インフレは生活を痛めつける
収入の増加が物価の上昇に追いついてゆかない多くの人の生活はインフレによって痛めつけられています。次の例がそれをよく示しています。
“高給取り”の夫を持つカナダ,トロントのある主婦は自分の3人の子どもについてこう言っています。「子どもたちは栄養は一応十分に取っていますが,牛肉がどんな味かをほとんど知らずに成長しています」。妻(秘書の仕事をしている)と3人の子どものいるブラジル,リオデジャネイロのあるタクシー運転手の家族は,ひとりの親類の人といっしょにアパートで生活しています。その理由を夫はこう説明します。「自分たちだけでアパートを借り,そのうえ食べていくことはできません」。ロンドンのある退職した郵便集配人は,自分たち夫婦は「貯金に手を出してやっと請求書の支払いをすませている」と言っています。この夫婦が短い休暇を過ごした時について,夫はこう語りました。「わたしたちは昼食を抜かしました。正規の食事は1日に1回だけでした」。

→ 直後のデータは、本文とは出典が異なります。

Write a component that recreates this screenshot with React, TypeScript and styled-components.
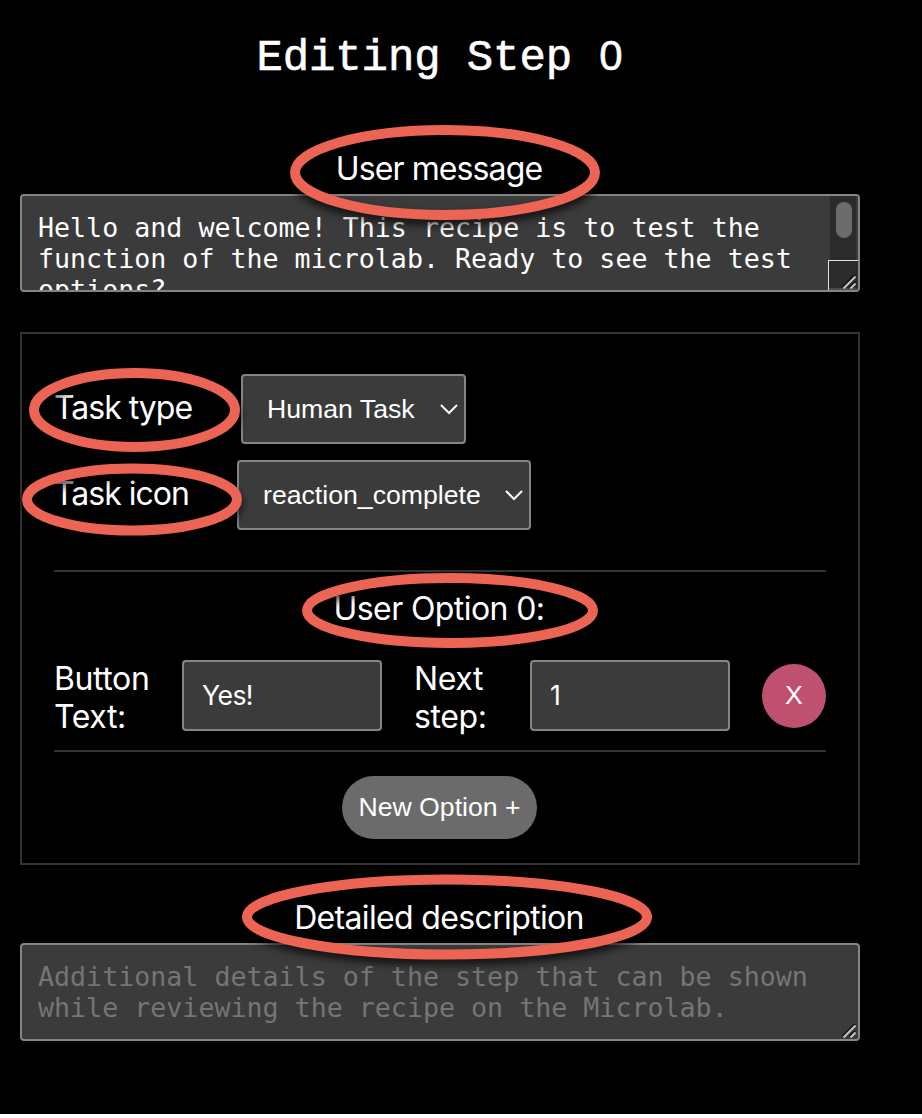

「どうにもならないほどひどい」物価騰貴のため家族を養うには正規の仕事以外の仕事に就かざるをえない,とローマのある郵便局員は語っています。これまで週に15時間屋外の仕事に就かざるをえなかったロンドンのある主婦は,今では週に20時間働いており,夫はできるかぎり残業をしていると言っています。その婦人はさらにこう語っています。「でも,こうして得る余分のお金は家に持ってくる先から出ていってしまうのですから,楽になるなどとは言えません。ほんとうにひどいことですわ」。確かにインフレは人びとの生活を痛めつけています。物価の上昇を相殺するだけの収入の増加を計れない人びとの中から,インフレの犠牲者が出ています。